The EU and NATO nations had been coddled for so long that they came to believe that it was our duty to protect them regardless of what they did or didn’t do. None of Trump’s predecessors — including both Presidents Bush, President Clinton, and President Obama — took issue with Europe’s uninterest in its own defense.
From that uninterest and belief that their defense was our responsibility sprang the enormous resentment, the quasi-enmity that Trump has unmasked among essentially all the leaders of the NATO nations. Their intense personal dislike for Trump and his actions — nullifying the JCPOA and imposition of tariffs on European products — served as the hand that tore the mask off the face of Europe’s rebellion against American power and interests.
The EU’s actions — the blocking statute and the new aid package for Iran — are not mere appeasement. These actions clearly signal that — as French President Emmanuel Macron and German Chancellor Angela Merkel have both indicated — Europe no longer feels any allegiance to the United States and has chosen to go beyond appeasement.
Vidkun Quisling acted as prime minister of Norway in 1940-1945, when the country was occupied and its government controlled by Nazi Germany. His name became synonymous with collaboration with the enemy. Iran isn’t occupying the EU nations. Nevertheless, the EU’s August actions are those of quislings.
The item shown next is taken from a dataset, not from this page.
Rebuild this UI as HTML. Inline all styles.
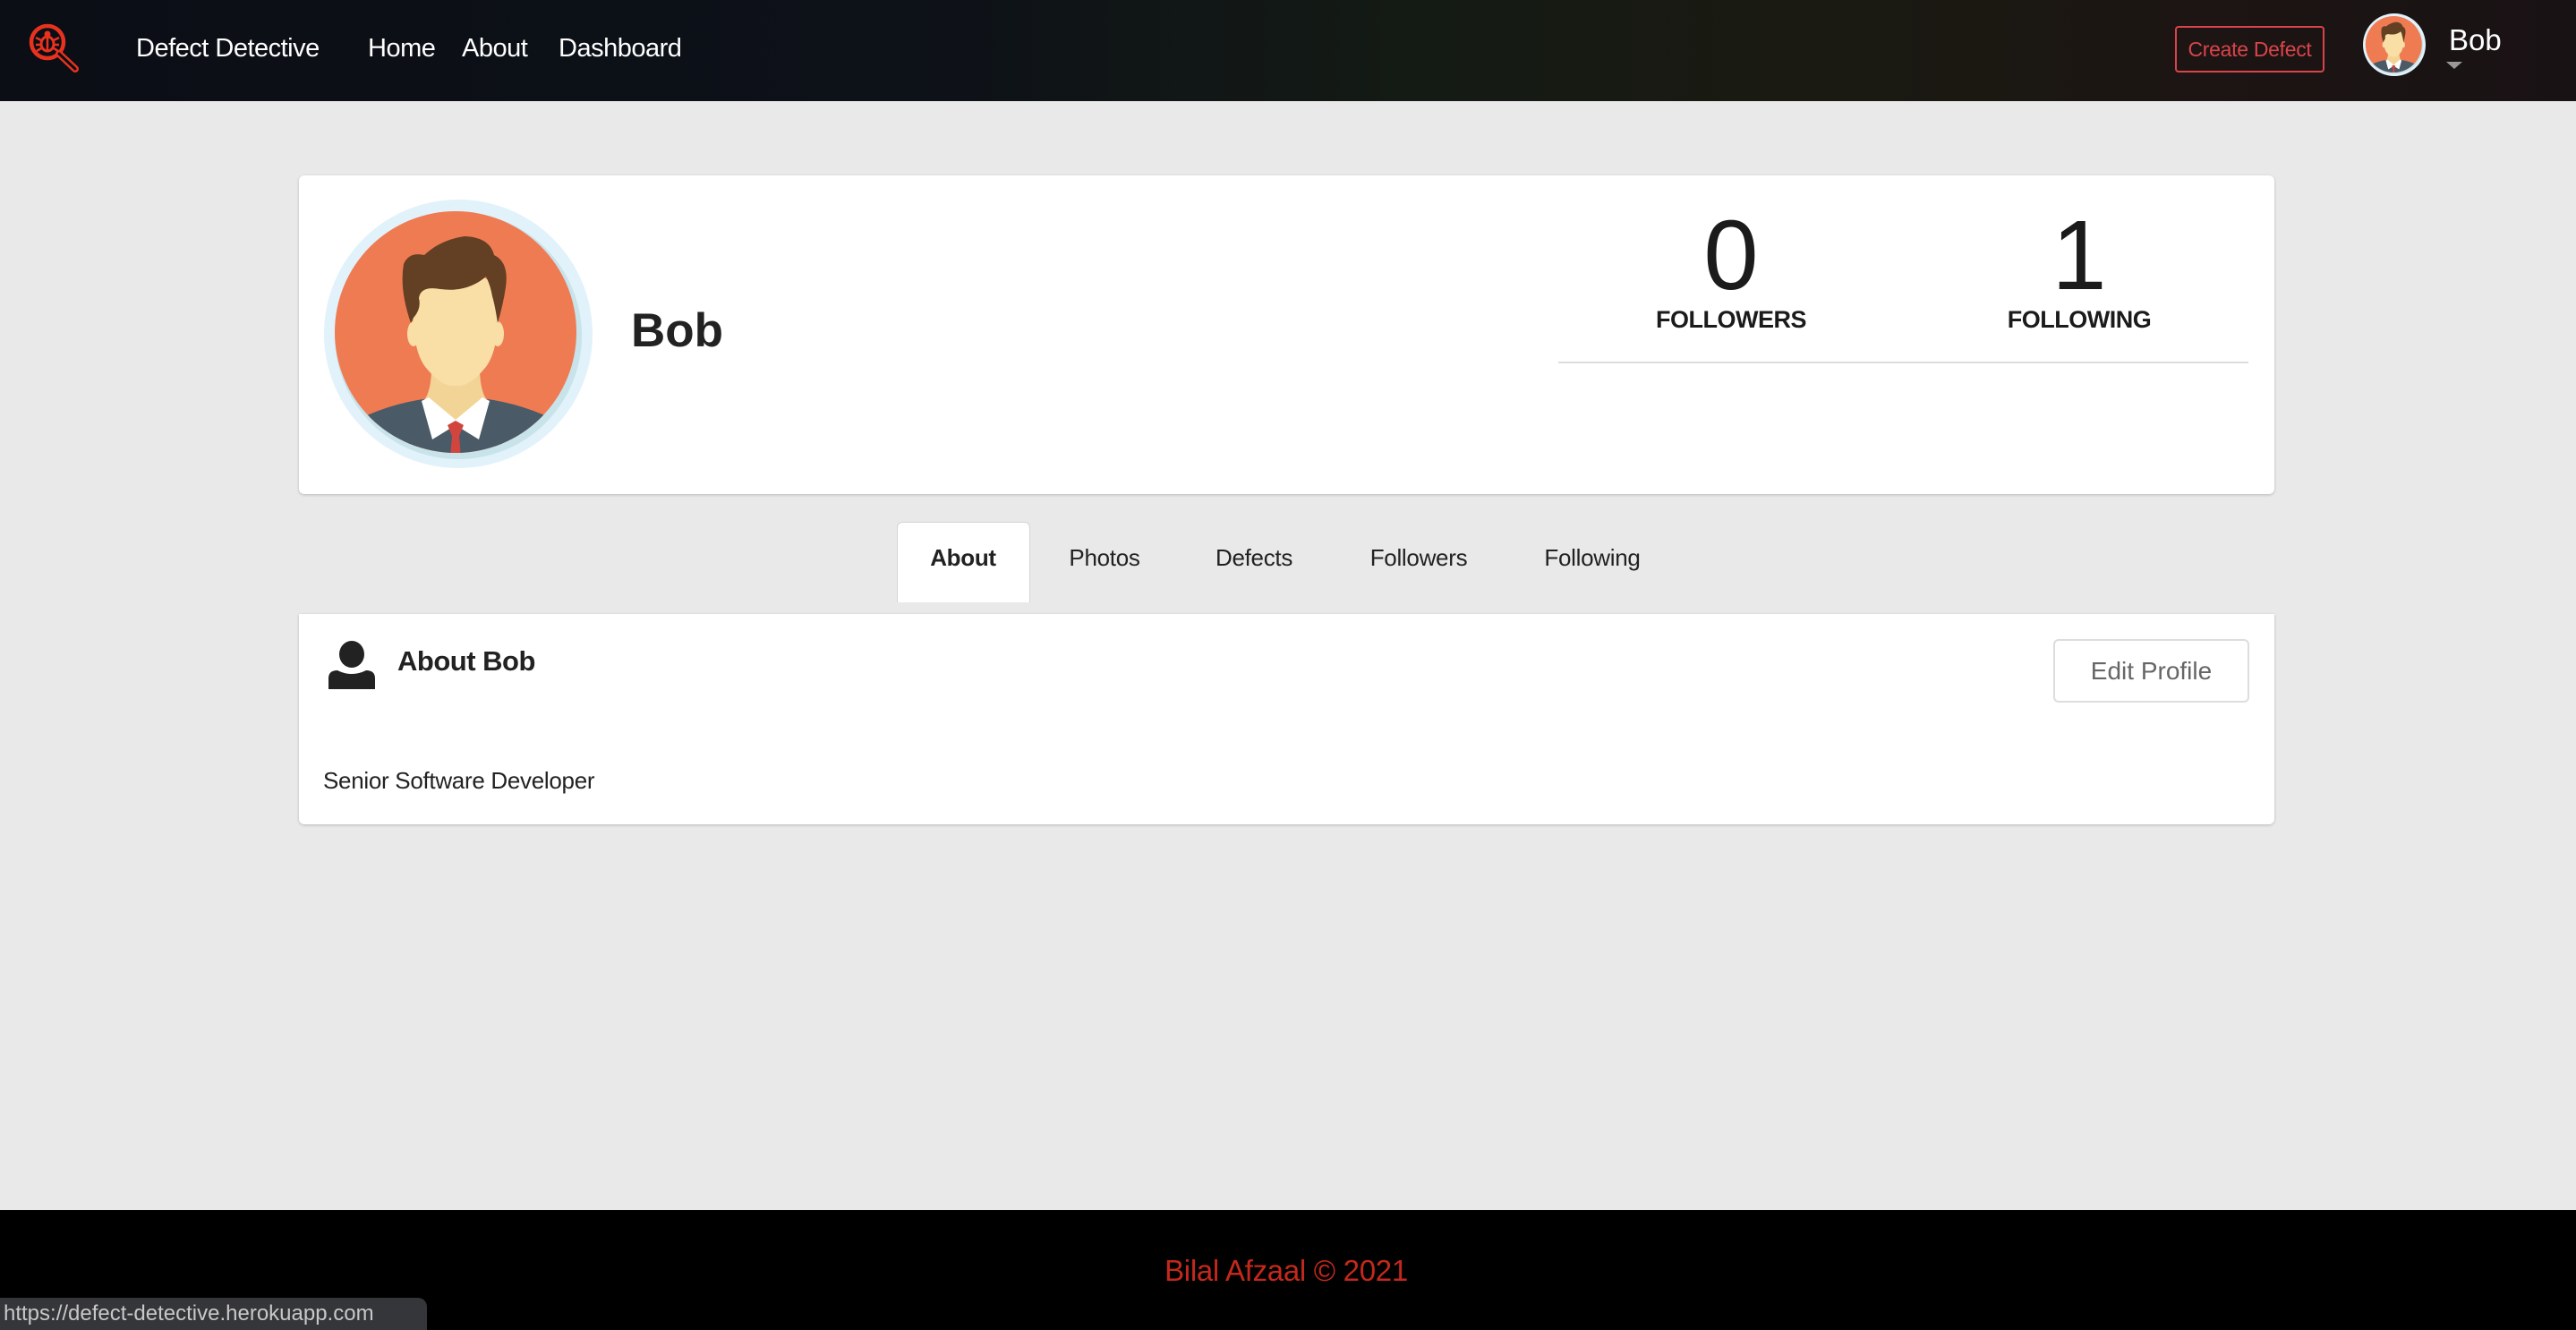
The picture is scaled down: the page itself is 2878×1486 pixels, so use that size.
<!DOCTYPE html>
<html><head><meta charset="utf-8"><style>
*{margin:0;padding:0;box-sizing:border-box}
body{width:2878px;height:1486px;background:#e9e9e9;position:relative;overflow:hidden;font-family:"Liberation Sans",sans-serif;color:#222}
.a{position:absolute;white-space:nowrap}
nav{position:absolute;left:0;top:0;width:2878px;height:113px;background:linear-gradient(90deg,#0b0e15 0%,#0d1118 35%,#141a14 55%,#1a1a12 70%,#1c1513 85%,#191214 100%)}
.nl{color:#fff;font-size:29px;top:38px;letter-spacing:-0.5px}
.card{position:absolute;background:#fff;border-radius:6px;box-shadow:0 1px 3px rgba(0,0,0,.2)}
.tab{position:absolute;top:608px;font-size:26px;color:#222;transform:translateX(-50%);letter-spacing:-0.3px}
</style></head><body>
<nav>
<svg class="a" style="left:28px;top:22px" width="70" height="66" viewBox="28 22 70 66">
<circle cx="53" cy="47" r="18" fill="none" stroke="#e8321e" stroke-width="4.5"/>
<line x1="66" y1="60" x2="84" y2="77" stroke="#e8321e" stroke-width="8" stroke-linecap="round"/>
<line x1="66" y1="60" x2="84" y2="77" stroke="#0b0e15" stroke-width="3" stroke-linecap="round"/>
<ellipse cx="53" cy="49" rx="7" ry="8" fill="none" stroke="#e8321e" stroke-width="3"/>
<circle cx="53" cy="38" r="3.5" fill="#e8321e"/>
<line x1="53" y1="42" x2="53" y2="57" stroke="#e8321e" stroke-width="2.5"/>
<path d="M40 42 L46 45 M40 50 H46 M41 57 L46 54 M66 42 L60 45 M66 50 H60 M65 57 L60 54" stroke="#e8321e" stroke-width="2.5"/>
</svg>
<div class="a nl" style="left:152px">Defect Detective</div>
<div class="a nl" style="left:411px">Home</div>
<div class="a nl" style="left:516px">About</div>
<div class="a nl" style="left:624px">Dashboard</div>
<div class="a" style="left:2430px;top:29px;width:167px;height:52px;border:2px solid #d9444a;border-radius:4px;color:#d9444a;font-size:23px;text-align:center;line-height:48px;letter-spacing:-0.3px">Create Defect</div>
<svg class="a" style="left:2640px;top:15px" width="70" height="70" viewBox="0 0 300 300">
<use href="#av"/>
</svg>
<div class="a" style="left:2736px;top:26px;color:#fff;font-size:33px">Bob</div>
<div class="a" style="left:2733px;top:69px;width:0;height:0;border-left:9px solid transparent;border-right:9px solid transparent;border-top:8px solid #999"></div>
</nav>

<div class="card" style="left:334px;top:196px;width:2207px;height:356px"></div>
<svg class="a" style="left:362px;top:223px" width="300" height="300" viewBox="0 0 300 300">
<defs>
<clipPath id="c2"><circle cx="147" cy="148" r="135"/></clipPath>
<g id="av">
<circle cx="150" cy="150" r="150" fill="#e1f2fa"/>
<circle cx="150" cy="152" r="138" fill="#c8e3ea"/>
<circle cx="147" cy="148" r="135" fill="#ef7b53"/>
<g clip-path="url(#c2)">
<path d="M30 250 Q70 228 118 222 L147 245 L176 222 Q224 228 265 250 L265 320 L30 320Z" fill="#4a5a66"/>
<path d="M120 180 Q121 212 112 224 L147 250 L182 224 Q173 212 174 180Z" fill="#f3d497"/>
<ellipse cx="100" cy="150" rx="7" ry="14" fill="#f9dfa5"/><ellipse cx="194" cy="150" rx="7" ry="14" fill="#f9dfa5"/>
<path d="M99 120 Q97 80 147 82 Q197 80 195 120 Q195 170 180 188 Q162 210 147 208 Q132 210 114 188 Q99 170 99 120Z" fill="#f9dfa5"/>
<path d="M117 221 L147 246 L177 221 L185 225 L173 268 L147 252 L121 268 L109 225Z" fill="#fff"/>
<path d="M138 252 L147 247 L156 252 L151 264 L154 300 H140 L143 264Z" fill="#d2453e"/>
<path d="M97 138 Q84 100 89 72 Q95 58 112 62 Q130 45 157 41 Q185 42 190 62 Q207 70 203 98 Q200 118 194 138 Q191 118 188 108 Q186 96 181 86 Q160 104 130 100 Q108 96 106 110 Q109 122 100 132Z" fill="#633f24"/>
</g>
</g>
</defs>
<use href="#av"/>
</svg>
<div class="a" style="left:705px;top:339px;font-size:53px;font-weight:bold;color:#222">Bob</div>
<div class="a" style="left:1934px;top:222px;transform:translateX(-50%);font-size:110px;color:#1b1b1b">0</div>
<div class="a" style="left:2323px;top:222px;transform:translateX(-50%);font-size:110px;color:#1b1b1b">1</div>
<div class="a" style="left:1934px;top:342px;transform:translateX(-50%);font-size:27px;font-weight:bold;color:#1b1b1b;letter-spacing:-0.5px">FOLLOWERS</div>
<div class="a" style="left:2323px;top:342px;transform:translateX(-50%);font-size:27px;font-weight:bold;color:#1b1b1b;letter-spacing:-0.5px">FOLLOWING</div>
<div class="a" style="left:1741px;top:404px;width:771px;height:2px;background:#ddd"></div>

<div class="a" style="left:1002px;top:583px;width:149px;height:90px;background:#fff;border:1px solid #d4d4d4;border-bottom:none;border-radius:6px 6px 0 0"></div>
<div class="tab" style="left:1076px;font-weight:bold">About</div>
<div class="tab" style="left:1234px">Photos</div>
<div class="tab" style="left:1401px">Defects</div>
<div class="tab" style="left:1585px">Followers</div>
<div class="tab" style="left:1779px">Following</div>

<div class="card" style="left:334px;top:686px;width:2207px;height:235px;border-radius:0 0 6px 6px"></div>
<svg class="a" style="left:365px;top:716px" width="56" height="54" viewBox="0 0 56 54">
<ellipse cx="28" cy="15" rx="14" ry="15" fill="#222"/>
<path d="M2 54 V42 Q2 33 12 33 Q20 37 28 37 Q36 37 44 33 Q54 33 54 42 V54Z" fill="#222"/>
</svg>
<div class="a" style="left:444px;top:721px;font-size:31px;font-weight:bold;color:#222;letter-spacing:-0.5px">About Bob</div>
<div class="a" style="left:2294px;top:714px;width:219px;height:71px;border:2px solid #ddd;border-radius:6px;color:#666;font-size:28px;text-align:center;line-height:67px">Edit Profile</div>
<div class="a" style="left:361px;top:857px;font-size:26px;color:#222;letter-spacing:-0.3px">Senior Software Developer</div>

<div class="a" style="left:0;top:1352px;width:2878px;height:134px;background:#000"></div>
<div class="a" style="left:1437px;top:1401px;transform:translateX(-50%);font-size:33px;color:#c4281c;letter-spacing:-0.3px">Bilal Afzaal © 2021</div>
<div class="a" style="left:0;top:1450px;width:477px;height:36px;background:#35363a;border-radius:0 10px 0 0;color:#c8c8c8;font-size:24px;line-height:36px;padding-left:4px">https://defect-detective.herokuapp.com</div>
</body></html>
The EU’s actions come at a time when the threat from Iran is growing. In 2011, an Iranian plot was foiled that was intended to kill Adel al-Jubeir, then Saudi ambassador to the U.S. and now Saudi foreign minister, in Washington, D.C. Recently, two Iranian spies were arrested in the U.S. It should be no surprise that Iran is doing its best to operate spy networks in the U.S. It is certainly doing the same in other NATO countries.
The UN’s purblind nuclear watchdog, the International Atomic Energy Agency, has recently repeated its report that Iran is complying with the JCPOA. As I’ve written repeatedly, because Iran forbids IAEA inspection of its principal nuclear weapons development sites, the IAEA reports are worse than worthless.
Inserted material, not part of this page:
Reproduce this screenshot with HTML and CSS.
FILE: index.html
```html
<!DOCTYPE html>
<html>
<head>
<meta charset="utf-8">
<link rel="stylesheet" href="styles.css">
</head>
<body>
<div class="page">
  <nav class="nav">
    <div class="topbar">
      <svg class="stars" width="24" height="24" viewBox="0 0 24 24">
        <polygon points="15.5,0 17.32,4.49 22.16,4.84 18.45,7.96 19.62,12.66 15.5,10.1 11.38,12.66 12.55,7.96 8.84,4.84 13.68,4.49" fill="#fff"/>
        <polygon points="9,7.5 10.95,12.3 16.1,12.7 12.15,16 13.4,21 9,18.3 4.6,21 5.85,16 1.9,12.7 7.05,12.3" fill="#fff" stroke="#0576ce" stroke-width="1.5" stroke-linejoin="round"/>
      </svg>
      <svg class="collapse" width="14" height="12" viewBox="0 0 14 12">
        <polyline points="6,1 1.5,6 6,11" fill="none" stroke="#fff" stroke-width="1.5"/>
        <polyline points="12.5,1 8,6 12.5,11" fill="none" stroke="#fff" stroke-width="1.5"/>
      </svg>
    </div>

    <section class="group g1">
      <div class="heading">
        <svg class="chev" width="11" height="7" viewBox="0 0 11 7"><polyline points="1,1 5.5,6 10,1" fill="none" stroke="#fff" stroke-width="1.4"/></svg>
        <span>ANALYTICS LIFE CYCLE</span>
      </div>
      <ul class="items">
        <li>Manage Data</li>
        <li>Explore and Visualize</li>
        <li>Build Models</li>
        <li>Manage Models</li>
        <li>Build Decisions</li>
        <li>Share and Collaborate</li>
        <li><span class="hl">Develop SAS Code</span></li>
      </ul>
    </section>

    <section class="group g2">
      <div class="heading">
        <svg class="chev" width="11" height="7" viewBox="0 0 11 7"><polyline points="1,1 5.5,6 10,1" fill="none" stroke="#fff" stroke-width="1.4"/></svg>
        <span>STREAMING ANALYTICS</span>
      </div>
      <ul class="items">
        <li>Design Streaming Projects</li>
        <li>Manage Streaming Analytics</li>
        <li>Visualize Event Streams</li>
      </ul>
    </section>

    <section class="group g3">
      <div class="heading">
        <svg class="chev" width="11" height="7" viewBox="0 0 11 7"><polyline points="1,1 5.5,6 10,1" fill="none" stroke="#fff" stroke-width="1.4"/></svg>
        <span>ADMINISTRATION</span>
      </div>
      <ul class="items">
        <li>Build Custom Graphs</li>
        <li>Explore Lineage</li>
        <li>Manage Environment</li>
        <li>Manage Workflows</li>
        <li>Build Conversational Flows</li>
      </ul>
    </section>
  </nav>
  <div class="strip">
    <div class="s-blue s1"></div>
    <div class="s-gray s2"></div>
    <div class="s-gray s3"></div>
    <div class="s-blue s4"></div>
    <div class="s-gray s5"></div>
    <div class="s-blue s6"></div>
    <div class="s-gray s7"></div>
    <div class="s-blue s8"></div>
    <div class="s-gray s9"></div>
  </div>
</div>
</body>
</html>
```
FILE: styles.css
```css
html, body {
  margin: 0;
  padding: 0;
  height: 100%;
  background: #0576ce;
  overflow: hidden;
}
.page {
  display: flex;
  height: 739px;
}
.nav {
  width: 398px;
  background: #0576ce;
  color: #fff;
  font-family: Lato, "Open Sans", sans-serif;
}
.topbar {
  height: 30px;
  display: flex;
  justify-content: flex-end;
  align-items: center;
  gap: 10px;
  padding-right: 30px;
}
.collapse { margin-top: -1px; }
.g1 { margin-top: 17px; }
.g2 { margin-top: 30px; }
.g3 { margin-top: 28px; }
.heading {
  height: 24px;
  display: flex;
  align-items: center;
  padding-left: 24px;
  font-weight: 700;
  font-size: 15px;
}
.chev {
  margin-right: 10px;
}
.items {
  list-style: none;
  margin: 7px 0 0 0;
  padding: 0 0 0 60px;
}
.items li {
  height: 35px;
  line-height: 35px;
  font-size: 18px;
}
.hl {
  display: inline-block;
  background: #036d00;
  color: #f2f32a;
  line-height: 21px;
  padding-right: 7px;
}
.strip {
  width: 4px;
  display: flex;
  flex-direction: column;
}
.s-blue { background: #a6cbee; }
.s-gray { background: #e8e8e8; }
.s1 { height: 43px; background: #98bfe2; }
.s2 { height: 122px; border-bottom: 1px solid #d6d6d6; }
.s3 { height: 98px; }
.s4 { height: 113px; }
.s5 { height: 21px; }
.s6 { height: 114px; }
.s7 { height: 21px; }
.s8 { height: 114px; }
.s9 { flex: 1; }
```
The IAEA has no way to determine whether Iran is complying with its obligations under the JCPOA. We know that Iran is partnering with North Korea to develop its nuclear weapons and missiles capable of delivering them. By sending aid to Iran, the EU is implicitly endorsing Iran’s partnership with North Korea.
Announcing the aid package to Iran, EU Vice President and “high representative” Federica Mogherini said, “Since the renewal of the EU-Iran relations as a result of the Iran nuclear deal, cooperation has developed in many sectors. We are committed to sustain it and this new package will widen economic and sectoral relations in areas that are of direct benefit to our citizens.”
The EU cares nothing for its own defense, only about the money it can earn by trading with Iran. Mogherini’s remarks are redundant proof of that and of the fact that the EU has decided to embrace the role of quislings in the face of an existential threat to itself.
The EU’s actions directly challenge Trump’s Iran policy. The president has long been highly critical of the NATO/EU elite, but now he needs to increase pressure on them both diplomatically and economically.
Tweeting isn’t enough. Trump should make a strong policy speech about the wrongful approach the EU — and NATO — are taking toward Iran. He should also object to Germany’s recently published consideration of an aid package for Turkey, which threatens to turn loose another tidal wave of Muslim immigrants on the EU. He should also remind Germany — as he has in the past — that its reliance on Russian gas pipelines for energy increases its dependence on Putin’s Russia.
Trump can state a vision for the future of NATO — if there is one — to address these challenges and chart a way forward for the Atlantic Alliance. He probably can’t get the EU to reverse its August actions, but he needs to try.